7. Why Morocco Could Move First: The Four Structural Advantages
Morocco possesses four structural advantages that no other Muslim‑majority state currently combines:
7.1 Distance as Neutrality
Morocco is far from Gaza. This distance removes fears of territorial ambition, demographic entanglement, or direct political interference.
7.2 Stability of the Monarchy
The Moroccan monarchy is one of the oldest continuous political institutions in the Muslim world. Its legitimacy is not threatened by accusations of betrayal or normalization.
7.3 Western Alignment Without Dependency
Morocco is trusted by the United States and Europe but not dependent on them.
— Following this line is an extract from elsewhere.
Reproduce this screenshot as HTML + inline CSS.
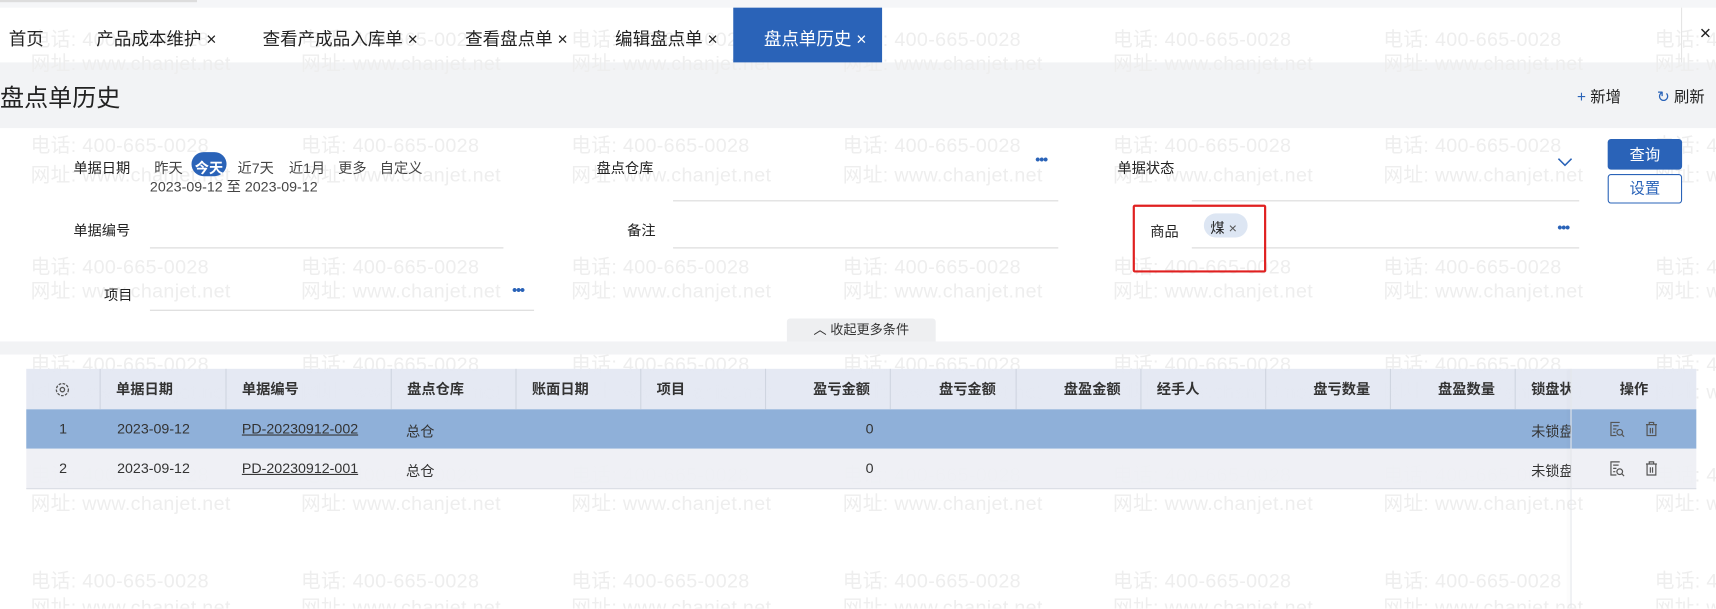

This allows it to act as a bridge, not a client.
7.4 A Sovereign Identity Outside Arab Nationalism
Morocco’s political identity is Maghrebi and Sharifian, not Nasserist or Ba’athist. It does not need Arab nationalist approval to act.
These four factors make Morocco the only Muslim‑majority state capable of joining a Gaza force without destabilising itself or the region.
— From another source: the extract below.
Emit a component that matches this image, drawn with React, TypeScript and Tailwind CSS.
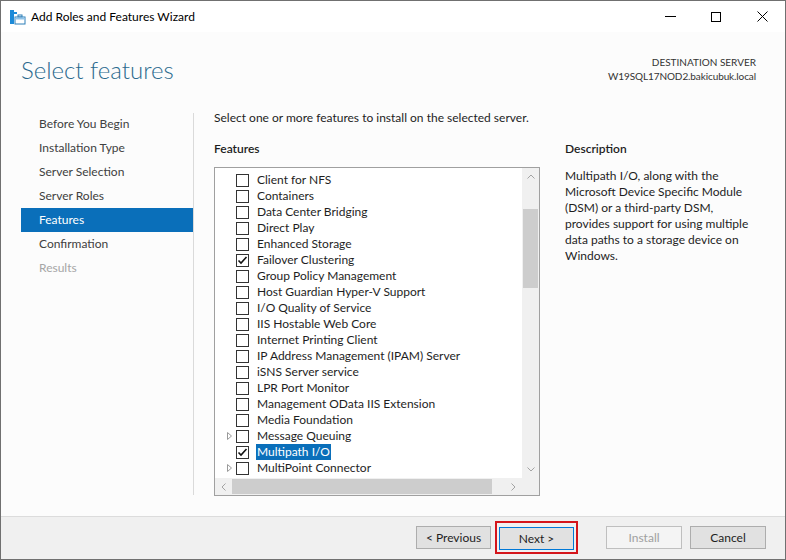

8. The Legitimacy Question: Who Speaks for Gaza?
The deeper issue is not ethnicity but authority. For decades, Arab states assumed that only they could shape Gaza’s future. Morocco’s move challenges this assumption by demonstrating that:
Muslim legitimacy does not require Arab identity
Regional leadership is no longer geographically fixed
The Maghreb can influence the Levant
This is a structural shift in Middle Eastern geopolitics.
9. Conclusion: Morocco as the New Precedent
Morocco’s participation in the Gaza stabilization force is not an anomaly but a civilizational re‑emergence. It reflects a political architecture that is stable, sovereign, and independent of Arab nationalist constraints.
In a fragmented Arab world, Morocco becomes the only Muslim‑majority state capable of acting decisively in Gaza without triggering regional collapse. Its move signals a new era in which non‑Arab, non‑Levantine Muslim actors can shape the politics of the eastern Mediterranean.
Morocco moved first because it was the only state that could.